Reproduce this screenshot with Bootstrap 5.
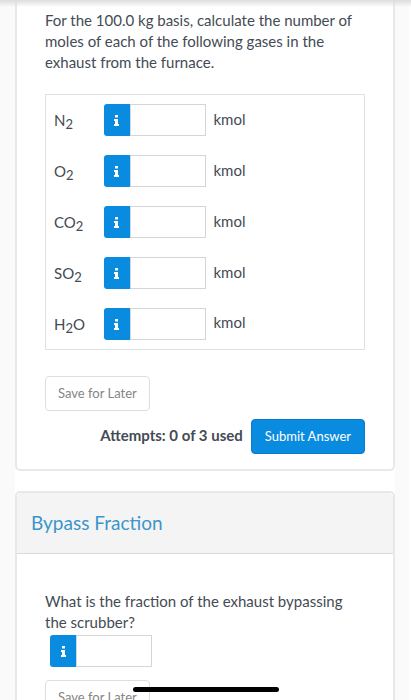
<!DOCTYPE html>
<html lang="en">
<head>
<meta charset="utf-8">
<meta name="viewport" content="width=device-width, initial-scale=1">
<title>Bypass Fraction</title>
<link href="https://cdn.jsdelivr.net/npm/bootstrap@5.3.0/dist/css/bootstrap.min.css" rel="stylesheet">
<style>
body{font-family:Lato,sans-serif;font-size:15px;line-height:21px;color:#444b54;background:#fafafa}
.page-shell{border-right:2px solid #fff;padding:0 14px 0 15px}
.top-shade{height:7px;background:linear-gradient(#dcdcdc,rgba(230,230,230,0))}
.q-column{background:#fff}
.q-card{border:2px solid #e8e8e8;border-radius:5px;--bs-card-color:#444b54}
.q-first{border-top:0;border-top-left-radius:0;border-top-right-radius:0;margin-bottom:20px}
.q-body{padding:10px 28px 15px}
.q-second .q-body{padding-top:37px}
.q-header{background:#f4f4f4;border-bottom:1px solid #d9dcde;padding:17px 14px 18px}
.q-title{font-size:19px;line-height:25px;font-weight:400;color:#3b96cb}
.gas-table{border:1px solid #dfe1e3;margin:21px 0 26px;line-height:20px;width:100%}
.gas-table td,.gas-table th{padding:9px 0;height:51px;font-weight:400;vertical-align:middle}
.gas-table th{width:58px;padding:9px 0 9px 8px}
.gas-table .answer-cell{width:110px}
.gas-table .unit{padding-bottom:12px}
sub{font-size:13px;bottom:-3px;line-height:0}
.answer{width:102px}
.info-btn{width:26px;height:32px;background:#098be0;border:0;padding:0 0 3px;border-radius:3px 0 0 3px}
.answer .form-control{height:32px;border:1px solid #d3d6d8;border-radius:0;padding:4px;font-size:15px}
.save-btn,.submit-btn{font-size:13px;line-height:21px;padding:6px 12px;border-radius:4px}
.save-btn{border:1px solid #dedede;color:#858585;background:#fff}
.submit-btn{border:1px solid #087cca;background:#098be0;color:#fff;padding:6px 13px}
.save-row{margin-bottom:8px}
.attempts{font-weight:700;padding-bottom:3px}
.single-answer{margin:2px 0 13px 5px}
.home-bar{width:146px;height:5px;border-radius:3px;background:#000;margin-bottom:8px;left:50%;transform:translateX(-50%)}
</style>
<script src="https://cdn.jsdelivr.net/npm/bootstrap@5.3.0/dist/js/bootstrap.bundle.min.js"></script>
</head>
<body>
<div class="page-shell vh-100 overflow-hidden">
<div class="top-shade fixed-top"></div>
<main class="q-column">
  <section class="card q-card q-first">
    <div class="card-body q-body">
      <p class="mb-0">For the 100.0 kg basis, calculate the number of moles of each of the following gases in the exhaust from the furnace.</p>
      <table class="gas-table">
        <tbody>
          <tr><th scope="row"><label for="n2">N<sub>2</sub></label></th><td class="answer-cell"><div class="answer d-flex"><button type="button" class="btn info-btn flex-shrink-0" aria-label="Information"><svg width="7" height="11" viewBox="0 0 7 11" fill="#fff"><path d="M2 0h3v2.5H2zM1 4h4v5h1v2H1V9h1V6H1z"/></svg></button><input id="n2" class="form-control" type="text"></div></td><td class="unit">kmol</td></tr>
          <tr><th scope="row"><label for="o2">O<sub>2</sub></label></th><td><div class="answer d-flex"><button type="button" class="btn info-btn flex-shrink-0" aria-label="Information"><svg width="7" height="11" viewBox="0 0 7 11" fill="#fff"><path d="M2 0h3v2.5H2zM1 4h4v5h1v2H1V9h1V6H1z"/></svg></button><input id="o2" class="form-control" type="text"></div></td><td class="unit">kmol</td></tr>
          <tr><th scope="row"><label for="co2">CO<sub>2</sub></label></th><td><div class="answer d-flex"><button type="button" class="btn info-btn flex-shrink-0" aria-label="Information"><svg width="7" height="11" viewBox="0 0 7 11" fill="#fff"><path d="M2 0h3v2.5H2zM1 4h4v5h1v2H1V9h1V6H1z"/></svg></button><input id="co2" class="form-control" type="text"></div></td><td class="unit">kmol</td></tr>
          <tr><th scope="row"><label for="so2">SO<sub>2</sub></label></th><td><div class="answer d-flex"><button type="button" class="btn info-btn flex-shrink-0" aria-label="Information"><svg width="7" height="11" viewBox="0 0 7 11" fill="#fff"><path d="M2 0h3v2.5H2zM1 4h4v5h1v2H1V9h1V6H1z"/></svg></button><input id="so2" class="form-control" type="text"></div></td><td class="unit">kmol</td></tr>
          <tr><th scope="row"><label for="h2o">H<sub>2</sub>O</label></th><td><div class="answer d-flex"><button type="button" class="btn info-btn flex-shrink-0" aria-label="Information"><svg width="7" height="11" viewBox="0 0 7 11" fill="#fff"><path d="M2 0h3v2.5H2zM1 4h4v5h1v2H1V9h1V6H1z"/></svg></button><input id="h2o" class="form-control" type="text"></div></td><td class="unit">kmol</td></tr>
        </tbody>
      </table>
      <div class="save-row d-flex"><button type="button" class="btn save-btn">Save for Later</button></div>
      <div class="d-flex justify-content-end align-items-center gap-2"><span class="attempts">Attempts: 0 of 3 used</span><button type="submit" class="btn submit-btn">Submit Answer</button></div>
    </div>
  </section>
  <section class="card q-card q-second">
    <div class="card-header q-header"><h2 class="q-title mb-0">Bypass Fraction</h2></div>
    <div class="card-body q-body">
      <label for="bypass" class="d-block">What is the fraction of the exhaust bypassing the scrubber?</label>
      <div class="answer single-answer d-flex"><button type="button" class="btn info-btn flex-shrink-0" aria-label="Information"><svg width="7" height="11" viewBox="0 0 7 11" fill="#fff"><path d="M2 0h3v2.5H2zM1 4h4v5h1v2H1V9h1V6H1z"/></svg></button><input id="bypass" class="form-control" type="text"></div>
      <div class="d-flex"><button type="button" class="btn save-btn">Save for Later</button></div>
    </div>
  </section>
</main>
<div class="home-bar position-fixed bottom-0"></div>
</div>
</body>
</html>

***

What to do: Copy out the data above exactly, except the pictures.

Output:
Reproduce this screenshot with Bootstrap 5.
<!DOCTYPE html>
<html lang="en">
<head>
<meta charset="utf-8">
<meta name="viewport" content="width=device-width, initial-scale=1">
<title>Bypass Fraction</title>
<link href="https://cdn.jsdelivr.net/npm/bootstrap@5.3.0/dist/css/bootstrap.min.css" rel="stylesheet">
<style>
body{font-family:Lato,sans-serif;font-size:15px;line-height:21px;color:#444b54;background:#fafafa}
.page-shell{border-right:2px solid #fff;padding:0 14px 0 15px}
.top-shade{height:7px;background:linear-gradient(#dcdcdc,rgba(230,230,230,0))}
.q-column{background:#fff}
.q-card{border:2px solid #e8e8e8;border-radius:5px;--bs-card-color:#444b54}
.q-first{border-top:0;border-top-left-radius:0;border-top-right-radius:0;margin-bottom:20px}
.q-body{padding:10px 28px 15px}
.q-second .q-body{padding-top:37px}
.q-header{background:#f4f4f4;border-bottom:1px solid #d9dcde;padding:17px 14px 18px}
.q-title{font-size:19px;line-height:25px;font-weight:400;color:#3b96cb}
.gas-table{border:1px solid #dfe1e3;margin:21px 0 26px;line-height:20px;width:100%}
.gas-table td,.gas-table th{padding:9px 0;height:51px;font-weight:400;vertical-align:middle}
.gas-table th{width:58px;padding:9px 0 9px 8px}
.gas-table .answer-cell{width:110px}
.gas-table .unit{padding-bottom:12px}
sub{font-size:13px;bottom:-3px;line-height:0}
.answer{width:102px}
.info-btn{width:26px;height:32px;background:#098be0;border:0;padding:0 0 3px;border-radius:3px 0 0 3px}
.answer .form-control{height:32px;border:1px solid #d3d6d8;border-radius:0;padding:4px;font-size:15px}
.save-btn,.submit-btn{font-size:13px;line-height:21px;padding:6px 12px;border-radius:4px}
.save-btn{border:1px solid #dedede;color:#858585;background:#fff}
.submit-btn{border:1px solid #087cca;background:#098be0;color:#fff;padding:6px 13px}
.save-row{margin-bottom:8px}
.attempts{font-weight:700;padding-bottom:3px}
.single-answer{margin:2px 0 13px 5px}
.home-bar{width:146px;height:5px;border-radius:3px;background:#000;margin-bottom:8px;left:50%;transform:translateX(-50%)}
</style>
<script src="https://cdn.jsdelivr.net/npm/bootstrap@5.3.0/dist/js/bootstrap.bundle.min.js"></script>
</head>
<body>
<div class="page-shell vh-100 overflow-hidden">
<div class="top-shade fixed-top"></div>
<main class="q-column">
  <section class="card q-card q-first">
    <div class="card-body q-body">
      <p class="mb-0">For the 100.0 kg basis, calculate the number of moles of each of the following gases in the exhaust from the furnace.</p>
      <table class="gas-table">
        <tbody>
          <tr><th scope="row"><label for="n2">N<sub>2</sub></label></th><td class="answer-cell"><div class="answer d-flex"><button type="button" class="btn info-btn flex-shrink-0" aria-label="Information"><svg width="7" height="11" viewBox="0 0 7 11" fill="#fff"><path d="M2 0h3v2.5H2zM1 4h4v5h1v2H1V9h1V6H1z"/></svg></button><input id="n2" class="form-control" type="text"></div></td><td class="unit">kmol</td></tr>
          <tr><th scope="row"><label for="o2">O<sub>2</sub></label></th><td><div class="answer d-flex"><button type="button" class="btn info-btn flex-shrink-0" aria-label="Information"><svg width="7" height="11" viewBox="0 0 7 11" fill="#fff"><path d="M2 0h3v2.5H2zM1 4h4v5h1v2H1V9h1V6H1z"/></svg></button><input id="o2" class="form-control" type="text"></div></td><td class="unit">kmol</td></tr>
          <tr><th scope="row"><label for="co2">CO<sub>2</sub></label></th><td><div class="answer d-flex"><button type="button" class="btn info-btn flex-shrink-0" aria-label="Information"><svg width="7" height="11" viewBox="0 0 7 11" fill="#fff"><path d="M2 0h3v2.5H2zM1 4h4v5h1v2H1V9h1V6H1z"/></svg></button><input id="co2" class="form-control" type="text"></div></td><td class="unit">kmol</td></tr>
          <tr><th scope="row"><label for="so2">SO<sub>2</sub></label></th><td><div class="answer d-flex"><button type="button" class="btn info-btn flex-shrink-0" aria-label="Information"><svg width="7" height="11" viewBox="0 0 7 11" fill="#fff"><path d="M2 0h3v2.5H2zM1 4h4v5h1v2H1V9h1V6H1z"/></svg></button><input id="so2" class="form-control" type="text"></div></td><td class="unit">kmol</td></tr>
          <tr><th scope="row"><label for="h2o">H<sub>2</sub>O</label></th><td><div class="answer d-flex"><button type="button" class="btn info-btn flex-shrink-0" aria-label="Information"><svg width="7" height="11" viewBox="0 0 7 11" fill="#fff"><path d="M2 0h3v2.5H2zM1 4h4v5h1v2H1V9h1V6H1z"/></svg></button><input id="h2o" class="form-control" type="text"></div></td><td class="unit">kmol</td></tr>
        </tbody>
      </table>
      <div class="save-row d-flex"><button type="button" class="btn save-btn">Save for Later</button></div>
      <div class="d-flex justify-content-end align-items-center gap-2"><span class="attempts">Attempts: 0 of 3 used</span><button type="submit" class="btn submit-btn">Submit Answer</button></div>
    </div>
  </section>
  <section class="card q-card q-second">
    <div class="card-header q-header"><h2 class="q-title mb-0">Bypass Fraction</h2></div>
    <div class="card-body q-body">
      <label for="bypass" class="d-block">What is the fraction of the exhaust bypassing the scrubber?</label>
      <div class="answer single-answer d-flex"><button type="button" class="btn info-btn flex-shrink-0" aria-label="Information"><svg width="7" height="11" viewBox="0 0 7 11" fill="#fff"><path d="M2 0h3v2.5H2zM1 4h4v5h1v2H1V9h1V6H1z"/></svg></button><input id="bypass" class="form-control" type="text"></div>
      <div class="d-flex"><button type="button" class="btn save-btn">Save for Later</button></div>
    </div>
  </section>
</main>
<div class="home-bar position-fixed bottom-0"></div>
</div>
</body>
</html>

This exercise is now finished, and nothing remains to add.